Paul writes to the Colossians, 2, 23, that traditions have a show of wisdom. And they indeed have. For this good order is very becoming in the Church, and for this reason is necessary. But human reason, because it does not understand the righteousness of faith, naturally imagines that such works justify men because they reconcile God, etc. Thus the common people among the Israelites thought, and by this opinion increased such ceremonies, just as among us they have grown in the monasteries [as in our time one altar after another and one church after another is founded]. Thus human reason judges also of bodily exercises, of fasts, although the end of these is to restrain the flesh, reason falsely adds that they are services which justify. As Thomas writes: Fasting avails for the extinguishing and the prevention of guilt. These are the words of Thomas. Thus the semblance of wisdom and righteousness in such works deceives men. And the examples of the saints are added [when they say: St. Francis wore a cap, etc.]; and when men desire to imitate these, they imitate, for the most part, the outward exercises; their faith they do not imitate.

After this semblance of wisdom and righteousness has deceived men, then infinite evils follow; the Gospel concerning the righteousness of faith in Christ is obscured, and vain confidence in such works succeeds.
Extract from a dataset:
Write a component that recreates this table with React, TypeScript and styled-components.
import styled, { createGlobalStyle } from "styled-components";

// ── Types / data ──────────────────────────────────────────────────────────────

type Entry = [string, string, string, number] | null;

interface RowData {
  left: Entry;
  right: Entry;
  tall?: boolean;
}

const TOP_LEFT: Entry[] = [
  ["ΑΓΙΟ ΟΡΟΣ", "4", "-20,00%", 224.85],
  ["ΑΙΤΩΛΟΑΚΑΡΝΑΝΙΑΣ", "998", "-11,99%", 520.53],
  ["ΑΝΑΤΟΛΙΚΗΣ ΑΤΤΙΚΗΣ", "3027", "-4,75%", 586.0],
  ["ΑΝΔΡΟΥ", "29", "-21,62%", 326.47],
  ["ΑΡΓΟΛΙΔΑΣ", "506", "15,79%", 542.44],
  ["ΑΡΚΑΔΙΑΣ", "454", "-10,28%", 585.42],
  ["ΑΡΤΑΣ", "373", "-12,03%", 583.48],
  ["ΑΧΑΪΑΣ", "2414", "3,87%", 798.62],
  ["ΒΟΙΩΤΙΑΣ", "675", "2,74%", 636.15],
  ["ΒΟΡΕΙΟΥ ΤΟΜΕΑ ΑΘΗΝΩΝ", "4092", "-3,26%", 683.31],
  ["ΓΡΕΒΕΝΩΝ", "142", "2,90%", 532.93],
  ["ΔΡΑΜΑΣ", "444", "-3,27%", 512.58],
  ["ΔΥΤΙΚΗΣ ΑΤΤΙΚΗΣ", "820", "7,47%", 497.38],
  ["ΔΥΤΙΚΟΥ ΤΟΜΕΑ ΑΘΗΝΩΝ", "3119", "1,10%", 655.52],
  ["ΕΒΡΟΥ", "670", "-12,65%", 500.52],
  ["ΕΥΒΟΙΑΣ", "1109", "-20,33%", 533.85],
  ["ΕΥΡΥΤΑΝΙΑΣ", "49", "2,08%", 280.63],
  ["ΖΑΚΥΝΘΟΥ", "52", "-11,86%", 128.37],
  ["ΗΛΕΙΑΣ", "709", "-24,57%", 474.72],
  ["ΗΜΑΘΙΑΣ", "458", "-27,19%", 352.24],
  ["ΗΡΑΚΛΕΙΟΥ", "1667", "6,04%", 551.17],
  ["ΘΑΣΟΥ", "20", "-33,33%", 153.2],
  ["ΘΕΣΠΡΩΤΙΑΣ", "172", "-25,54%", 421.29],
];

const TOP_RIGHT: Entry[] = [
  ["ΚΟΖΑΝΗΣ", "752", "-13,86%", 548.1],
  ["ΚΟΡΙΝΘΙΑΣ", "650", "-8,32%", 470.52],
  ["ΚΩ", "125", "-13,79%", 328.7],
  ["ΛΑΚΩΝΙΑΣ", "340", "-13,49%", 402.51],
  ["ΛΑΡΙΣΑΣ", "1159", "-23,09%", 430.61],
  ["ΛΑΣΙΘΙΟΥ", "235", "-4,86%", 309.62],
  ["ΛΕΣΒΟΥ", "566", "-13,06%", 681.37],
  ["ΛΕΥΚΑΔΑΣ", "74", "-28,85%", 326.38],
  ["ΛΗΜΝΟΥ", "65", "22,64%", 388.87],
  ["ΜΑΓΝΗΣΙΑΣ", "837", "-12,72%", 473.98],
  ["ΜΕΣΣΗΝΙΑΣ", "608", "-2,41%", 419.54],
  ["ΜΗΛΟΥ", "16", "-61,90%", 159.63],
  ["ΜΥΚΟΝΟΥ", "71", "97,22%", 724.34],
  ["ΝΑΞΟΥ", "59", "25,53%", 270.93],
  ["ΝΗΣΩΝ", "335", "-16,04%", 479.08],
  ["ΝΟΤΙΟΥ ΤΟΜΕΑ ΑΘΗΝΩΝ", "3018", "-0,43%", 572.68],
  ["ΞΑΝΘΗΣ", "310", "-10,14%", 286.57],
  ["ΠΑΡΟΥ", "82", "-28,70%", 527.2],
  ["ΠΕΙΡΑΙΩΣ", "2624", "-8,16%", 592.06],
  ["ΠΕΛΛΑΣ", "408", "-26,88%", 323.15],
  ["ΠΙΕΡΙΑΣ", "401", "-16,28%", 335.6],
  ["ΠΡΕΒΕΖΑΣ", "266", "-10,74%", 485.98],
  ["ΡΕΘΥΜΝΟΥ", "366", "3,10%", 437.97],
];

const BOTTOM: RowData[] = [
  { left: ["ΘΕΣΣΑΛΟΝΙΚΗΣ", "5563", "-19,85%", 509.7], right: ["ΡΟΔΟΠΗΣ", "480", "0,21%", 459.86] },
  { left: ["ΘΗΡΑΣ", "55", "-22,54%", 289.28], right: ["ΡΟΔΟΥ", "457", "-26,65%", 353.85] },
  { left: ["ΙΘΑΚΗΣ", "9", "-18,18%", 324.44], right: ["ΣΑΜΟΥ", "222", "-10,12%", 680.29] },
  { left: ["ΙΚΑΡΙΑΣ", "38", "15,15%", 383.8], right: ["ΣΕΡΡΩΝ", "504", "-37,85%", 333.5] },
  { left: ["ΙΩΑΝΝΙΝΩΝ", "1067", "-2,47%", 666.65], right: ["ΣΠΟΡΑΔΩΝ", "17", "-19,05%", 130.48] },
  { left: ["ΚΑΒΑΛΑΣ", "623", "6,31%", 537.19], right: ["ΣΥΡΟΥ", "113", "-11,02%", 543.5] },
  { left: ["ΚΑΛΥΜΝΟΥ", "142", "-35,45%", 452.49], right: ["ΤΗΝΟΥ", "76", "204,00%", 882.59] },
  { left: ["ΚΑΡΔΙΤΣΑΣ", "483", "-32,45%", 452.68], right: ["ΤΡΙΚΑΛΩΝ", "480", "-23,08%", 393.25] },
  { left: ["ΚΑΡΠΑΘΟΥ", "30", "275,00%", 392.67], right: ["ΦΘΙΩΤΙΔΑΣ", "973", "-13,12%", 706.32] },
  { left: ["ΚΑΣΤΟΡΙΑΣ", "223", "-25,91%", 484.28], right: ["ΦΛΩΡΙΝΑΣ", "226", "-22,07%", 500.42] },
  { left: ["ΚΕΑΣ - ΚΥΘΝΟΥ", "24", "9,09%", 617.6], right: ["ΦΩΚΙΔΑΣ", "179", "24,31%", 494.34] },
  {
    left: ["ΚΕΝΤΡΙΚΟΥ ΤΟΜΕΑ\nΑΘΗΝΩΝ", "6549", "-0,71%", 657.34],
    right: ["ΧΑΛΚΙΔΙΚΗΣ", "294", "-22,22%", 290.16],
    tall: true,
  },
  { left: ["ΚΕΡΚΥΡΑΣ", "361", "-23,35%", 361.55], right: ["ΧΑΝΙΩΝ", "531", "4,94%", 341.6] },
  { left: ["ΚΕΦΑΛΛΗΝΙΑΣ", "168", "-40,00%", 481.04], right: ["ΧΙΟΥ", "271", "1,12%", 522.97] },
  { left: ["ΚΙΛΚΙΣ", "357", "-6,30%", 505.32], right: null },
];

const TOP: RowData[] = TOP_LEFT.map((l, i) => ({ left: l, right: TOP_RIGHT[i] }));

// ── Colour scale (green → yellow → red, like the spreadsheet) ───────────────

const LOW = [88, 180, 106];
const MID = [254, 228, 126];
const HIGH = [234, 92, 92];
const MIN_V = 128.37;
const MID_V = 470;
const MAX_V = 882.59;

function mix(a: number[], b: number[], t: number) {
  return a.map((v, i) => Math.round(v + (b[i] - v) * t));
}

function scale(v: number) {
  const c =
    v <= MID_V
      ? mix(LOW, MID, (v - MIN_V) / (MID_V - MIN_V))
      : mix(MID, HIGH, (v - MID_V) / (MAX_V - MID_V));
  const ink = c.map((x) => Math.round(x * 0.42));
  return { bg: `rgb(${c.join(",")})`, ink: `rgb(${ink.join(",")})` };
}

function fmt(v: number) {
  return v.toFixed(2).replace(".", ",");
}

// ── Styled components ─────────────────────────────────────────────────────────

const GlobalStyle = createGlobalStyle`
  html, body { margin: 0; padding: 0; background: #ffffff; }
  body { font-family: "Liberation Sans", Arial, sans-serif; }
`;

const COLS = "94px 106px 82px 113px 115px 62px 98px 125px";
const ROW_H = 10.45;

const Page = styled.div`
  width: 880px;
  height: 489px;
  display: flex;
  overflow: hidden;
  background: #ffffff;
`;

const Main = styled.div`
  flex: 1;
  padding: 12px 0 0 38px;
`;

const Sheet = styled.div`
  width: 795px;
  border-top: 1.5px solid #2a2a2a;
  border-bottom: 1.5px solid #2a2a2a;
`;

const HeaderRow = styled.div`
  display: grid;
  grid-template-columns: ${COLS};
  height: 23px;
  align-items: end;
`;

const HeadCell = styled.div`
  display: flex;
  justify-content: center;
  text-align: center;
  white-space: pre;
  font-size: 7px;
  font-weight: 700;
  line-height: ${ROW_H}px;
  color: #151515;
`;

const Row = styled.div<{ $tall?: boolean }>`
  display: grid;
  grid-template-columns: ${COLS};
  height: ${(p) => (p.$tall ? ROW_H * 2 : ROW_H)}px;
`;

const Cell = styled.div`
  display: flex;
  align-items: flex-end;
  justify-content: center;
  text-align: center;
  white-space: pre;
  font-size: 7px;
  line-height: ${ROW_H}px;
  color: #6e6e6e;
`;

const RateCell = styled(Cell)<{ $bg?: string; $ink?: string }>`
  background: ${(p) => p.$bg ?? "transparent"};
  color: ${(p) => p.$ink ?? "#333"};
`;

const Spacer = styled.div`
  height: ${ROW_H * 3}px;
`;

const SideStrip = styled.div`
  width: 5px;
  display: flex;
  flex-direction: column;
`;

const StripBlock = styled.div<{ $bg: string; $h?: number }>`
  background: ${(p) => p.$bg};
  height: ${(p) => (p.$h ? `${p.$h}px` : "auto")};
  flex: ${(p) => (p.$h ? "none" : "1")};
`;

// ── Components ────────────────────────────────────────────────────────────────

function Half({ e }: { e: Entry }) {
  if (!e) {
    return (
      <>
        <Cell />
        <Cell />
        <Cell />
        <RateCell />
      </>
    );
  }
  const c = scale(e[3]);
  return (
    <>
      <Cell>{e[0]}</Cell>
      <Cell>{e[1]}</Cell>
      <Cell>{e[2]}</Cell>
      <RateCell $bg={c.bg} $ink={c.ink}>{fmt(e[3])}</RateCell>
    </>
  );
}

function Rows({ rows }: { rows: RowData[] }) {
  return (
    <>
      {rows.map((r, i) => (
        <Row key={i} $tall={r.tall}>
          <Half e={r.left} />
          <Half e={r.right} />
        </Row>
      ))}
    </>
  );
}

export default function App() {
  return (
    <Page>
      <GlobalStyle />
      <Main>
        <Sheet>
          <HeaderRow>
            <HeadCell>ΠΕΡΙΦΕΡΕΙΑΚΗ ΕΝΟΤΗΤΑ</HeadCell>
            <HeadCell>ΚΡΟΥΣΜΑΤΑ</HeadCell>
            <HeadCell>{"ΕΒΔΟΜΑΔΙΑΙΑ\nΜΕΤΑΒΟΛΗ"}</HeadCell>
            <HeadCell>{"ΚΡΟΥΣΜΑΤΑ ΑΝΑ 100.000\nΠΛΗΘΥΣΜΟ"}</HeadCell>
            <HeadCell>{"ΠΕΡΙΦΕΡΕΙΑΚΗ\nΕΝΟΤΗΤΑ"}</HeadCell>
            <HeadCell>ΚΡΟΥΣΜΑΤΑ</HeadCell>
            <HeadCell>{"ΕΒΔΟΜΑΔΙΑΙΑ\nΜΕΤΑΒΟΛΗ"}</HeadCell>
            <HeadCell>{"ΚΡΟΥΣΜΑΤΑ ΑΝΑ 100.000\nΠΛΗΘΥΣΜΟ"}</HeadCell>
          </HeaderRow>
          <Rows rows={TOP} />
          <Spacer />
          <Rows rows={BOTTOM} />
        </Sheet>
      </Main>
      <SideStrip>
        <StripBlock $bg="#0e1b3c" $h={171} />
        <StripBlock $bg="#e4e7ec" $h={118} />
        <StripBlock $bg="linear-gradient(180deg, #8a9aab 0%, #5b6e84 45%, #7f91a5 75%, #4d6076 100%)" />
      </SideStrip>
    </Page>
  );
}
Then the commandments of God are obscured; these works arrogate to themselves the title of a perfect and spiritual life, and are far preferred to the works of God's commandments [the true, holy, good works], as, the works of one's own calling, the administration of the state, the management of a family, married life, the bringing up of children. Compared with those ceremonies, the latter are judged to be profane, so that they are exercised by many with some doubt of conscience. For it is known that many have abandoned the administration of the state and married life, in order to embrace these observances as better and holier [have gone into cloisters in order to become holy and spiritual].
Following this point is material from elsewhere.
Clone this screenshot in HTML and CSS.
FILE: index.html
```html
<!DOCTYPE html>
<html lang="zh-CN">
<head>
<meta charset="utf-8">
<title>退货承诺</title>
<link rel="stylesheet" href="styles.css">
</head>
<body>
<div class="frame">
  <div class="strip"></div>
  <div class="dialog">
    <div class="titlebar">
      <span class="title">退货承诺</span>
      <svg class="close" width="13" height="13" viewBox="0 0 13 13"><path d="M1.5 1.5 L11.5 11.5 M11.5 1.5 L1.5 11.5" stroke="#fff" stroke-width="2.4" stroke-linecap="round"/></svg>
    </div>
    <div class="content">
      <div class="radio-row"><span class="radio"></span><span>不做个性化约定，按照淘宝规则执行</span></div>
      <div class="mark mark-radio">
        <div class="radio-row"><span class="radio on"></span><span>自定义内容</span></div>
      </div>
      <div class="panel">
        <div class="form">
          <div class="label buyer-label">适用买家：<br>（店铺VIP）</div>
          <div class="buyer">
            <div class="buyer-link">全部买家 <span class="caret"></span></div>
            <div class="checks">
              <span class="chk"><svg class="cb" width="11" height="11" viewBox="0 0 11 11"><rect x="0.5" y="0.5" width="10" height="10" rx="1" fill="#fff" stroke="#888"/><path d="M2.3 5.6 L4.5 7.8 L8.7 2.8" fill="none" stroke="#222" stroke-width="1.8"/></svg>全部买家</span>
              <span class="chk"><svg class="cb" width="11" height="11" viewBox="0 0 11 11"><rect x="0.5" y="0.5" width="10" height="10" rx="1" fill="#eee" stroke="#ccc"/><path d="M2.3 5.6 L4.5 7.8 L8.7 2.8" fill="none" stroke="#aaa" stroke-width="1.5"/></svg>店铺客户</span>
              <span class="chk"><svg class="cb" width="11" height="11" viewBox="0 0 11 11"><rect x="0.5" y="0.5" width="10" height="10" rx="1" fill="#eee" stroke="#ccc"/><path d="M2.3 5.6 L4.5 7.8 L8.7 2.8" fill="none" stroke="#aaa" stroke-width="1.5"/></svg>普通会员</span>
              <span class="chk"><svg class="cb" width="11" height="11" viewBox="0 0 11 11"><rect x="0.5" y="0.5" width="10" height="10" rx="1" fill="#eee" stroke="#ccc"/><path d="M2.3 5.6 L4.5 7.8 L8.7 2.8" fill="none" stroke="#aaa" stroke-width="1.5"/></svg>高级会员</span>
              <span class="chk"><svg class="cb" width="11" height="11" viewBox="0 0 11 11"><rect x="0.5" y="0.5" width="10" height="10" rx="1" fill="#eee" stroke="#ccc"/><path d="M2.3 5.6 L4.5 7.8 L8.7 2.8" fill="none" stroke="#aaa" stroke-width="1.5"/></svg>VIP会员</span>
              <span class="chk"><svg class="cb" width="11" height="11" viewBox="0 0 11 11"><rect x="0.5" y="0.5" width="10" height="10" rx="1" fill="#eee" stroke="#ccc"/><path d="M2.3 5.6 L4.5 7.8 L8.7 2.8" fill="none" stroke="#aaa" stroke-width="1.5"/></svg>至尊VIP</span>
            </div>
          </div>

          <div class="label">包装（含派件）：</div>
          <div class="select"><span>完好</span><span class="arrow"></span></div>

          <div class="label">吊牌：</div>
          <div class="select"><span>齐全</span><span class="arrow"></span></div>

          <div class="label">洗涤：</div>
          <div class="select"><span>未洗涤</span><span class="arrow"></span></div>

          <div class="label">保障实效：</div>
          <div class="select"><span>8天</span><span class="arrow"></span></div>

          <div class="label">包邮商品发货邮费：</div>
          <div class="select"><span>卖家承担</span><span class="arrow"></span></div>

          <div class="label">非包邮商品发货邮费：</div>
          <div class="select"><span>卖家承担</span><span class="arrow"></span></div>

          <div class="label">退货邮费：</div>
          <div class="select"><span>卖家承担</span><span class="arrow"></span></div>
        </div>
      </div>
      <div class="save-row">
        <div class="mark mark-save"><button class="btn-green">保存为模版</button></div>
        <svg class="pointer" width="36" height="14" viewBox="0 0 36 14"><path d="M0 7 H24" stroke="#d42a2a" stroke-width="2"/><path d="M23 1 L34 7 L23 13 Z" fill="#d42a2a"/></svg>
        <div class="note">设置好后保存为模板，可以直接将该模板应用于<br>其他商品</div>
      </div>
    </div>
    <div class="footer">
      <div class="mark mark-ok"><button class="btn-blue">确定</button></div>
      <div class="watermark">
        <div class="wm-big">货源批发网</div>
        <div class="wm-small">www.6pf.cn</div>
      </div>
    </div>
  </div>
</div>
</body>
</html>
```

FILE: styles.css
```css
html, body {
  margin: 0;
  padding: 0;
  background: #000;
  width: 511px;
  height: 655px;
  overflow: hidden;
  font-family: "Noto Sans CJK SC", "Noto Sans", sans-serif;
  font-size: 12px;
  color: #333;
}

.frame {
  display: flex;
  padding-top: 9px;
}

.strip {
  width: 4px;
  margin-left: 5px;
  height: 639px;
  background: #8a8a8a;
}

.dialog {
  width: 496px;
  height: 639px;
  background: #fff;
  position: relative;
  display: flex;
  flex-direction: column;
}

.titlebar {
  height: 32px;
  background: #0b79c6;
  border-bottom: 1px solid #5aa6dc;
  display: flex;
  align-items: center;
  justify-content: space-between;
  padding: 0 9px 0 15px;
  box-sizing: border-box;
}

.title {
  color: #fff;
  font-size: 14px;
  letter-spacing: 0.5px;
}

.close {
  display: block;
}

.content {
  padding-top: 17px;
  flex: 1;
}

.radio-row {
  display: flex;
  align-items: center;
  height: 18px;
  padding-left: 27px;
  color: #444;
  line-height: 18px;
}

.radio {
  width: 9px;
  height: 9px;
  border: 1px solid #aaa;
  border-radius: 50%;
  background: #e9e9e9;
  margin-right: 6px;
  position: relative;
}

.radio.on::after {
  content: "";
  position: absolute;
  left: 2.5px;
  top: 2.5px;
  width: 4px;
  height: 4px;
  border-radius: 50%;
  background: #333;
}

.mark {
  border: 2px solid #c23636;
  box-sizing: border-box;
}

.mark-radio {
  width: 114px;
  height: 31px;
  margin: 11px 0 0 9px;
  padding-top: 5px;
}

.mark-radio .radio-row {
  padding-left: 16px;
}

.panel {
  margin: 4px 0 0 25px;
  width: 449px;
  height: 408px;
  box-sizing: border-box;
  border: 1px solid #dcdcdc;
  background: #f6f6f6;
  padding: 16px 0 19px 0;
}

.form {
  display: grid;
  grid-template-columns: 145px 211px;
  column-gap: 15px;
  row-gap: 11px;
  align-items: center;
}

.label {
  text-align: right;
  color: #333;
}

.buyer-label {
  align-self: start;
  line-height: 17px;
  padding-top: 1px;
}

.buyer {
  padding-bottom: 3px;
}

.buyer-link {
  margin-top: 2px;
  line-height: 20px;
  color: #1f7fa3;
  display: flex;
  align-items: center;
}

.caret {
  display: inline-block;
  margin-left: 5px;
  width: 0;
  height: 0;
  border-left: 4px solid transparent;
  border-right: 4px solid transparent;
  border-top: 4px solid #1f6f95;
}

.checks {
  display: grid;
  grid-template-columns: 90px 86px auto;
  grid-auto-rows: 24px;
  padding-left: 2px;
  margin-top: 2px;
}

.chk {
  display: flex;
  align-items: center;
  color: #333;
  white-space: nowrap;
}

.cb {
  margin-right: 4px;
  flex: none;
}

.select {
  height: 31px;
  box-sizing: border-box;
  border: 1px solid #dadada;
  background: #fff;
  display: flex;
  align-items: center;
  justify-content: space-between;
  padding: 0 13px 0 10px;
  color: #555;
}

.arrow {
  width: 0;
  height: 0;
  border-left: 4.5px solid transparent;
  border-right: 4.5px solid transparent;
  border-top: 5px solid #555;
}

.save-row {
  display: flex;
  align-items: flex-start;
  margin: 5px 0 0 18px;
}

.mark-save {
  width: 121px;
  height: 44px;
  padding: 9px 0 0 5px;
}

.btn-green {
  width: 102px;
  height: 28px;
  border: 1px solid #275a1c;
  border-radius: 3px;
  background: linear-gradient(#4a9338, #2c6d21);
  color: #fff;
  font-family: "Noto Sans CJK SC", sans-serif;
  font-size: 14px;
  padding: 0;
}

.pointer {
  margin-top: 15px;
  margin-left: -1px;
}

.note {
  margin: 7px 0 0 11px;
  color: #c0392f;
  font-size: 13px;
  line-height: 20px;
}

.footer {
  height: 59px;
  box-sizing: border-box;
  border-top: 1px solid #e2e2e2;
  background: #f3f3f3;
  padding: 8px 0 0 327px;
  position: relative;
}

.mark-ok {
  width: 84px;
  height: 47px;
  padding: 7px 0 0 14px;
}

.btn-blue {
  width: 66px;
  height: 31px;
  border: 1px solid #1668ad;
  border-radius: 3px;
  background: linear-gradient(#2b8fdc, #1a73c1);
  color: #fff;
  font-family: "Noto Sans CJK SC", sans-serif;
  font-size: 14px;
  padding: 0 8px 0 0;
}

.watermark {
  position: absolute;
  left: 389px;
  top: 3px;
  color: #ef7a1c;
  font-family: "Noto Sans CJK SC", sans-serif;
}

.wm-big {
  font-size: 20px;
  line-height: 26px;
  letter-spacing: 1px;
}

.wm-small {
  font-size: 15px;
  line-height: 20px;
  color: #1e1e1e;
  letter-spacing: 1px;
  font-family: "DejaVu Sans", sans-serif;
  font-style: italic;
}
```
Nor is this enough. When the persuasion has taken possession of minds that such observances are necessary to justification, consciences are in miserable anxiety because they cannot exactly fulfil all observances. For how many are there who could enumerate all these observances? There are immense books, yea whole libraries, containing not a syllable concerning Christ, concerning faith in Christ, concerning the good works of one's own calling, but which only collect the traditions and interpretations by which they are sometimes rendered quite rigorous and sometimes relaxed. [They write of such precepts as of fasting for forty days, the four canonical hours for prayer, etc.] How that most excellent man, Gerson, is tortured while he searches for the grades and extent of the precepts! Nevertheless, he is not able to fix epieicheian [mitigation] in a definite grade [and yet cannot find any sure grade where he could confidently promise the heart assurance and peace]. Meanwhile, he deeply deplores the dangers to godly consciences which this rigid interpretation of the traditions produces.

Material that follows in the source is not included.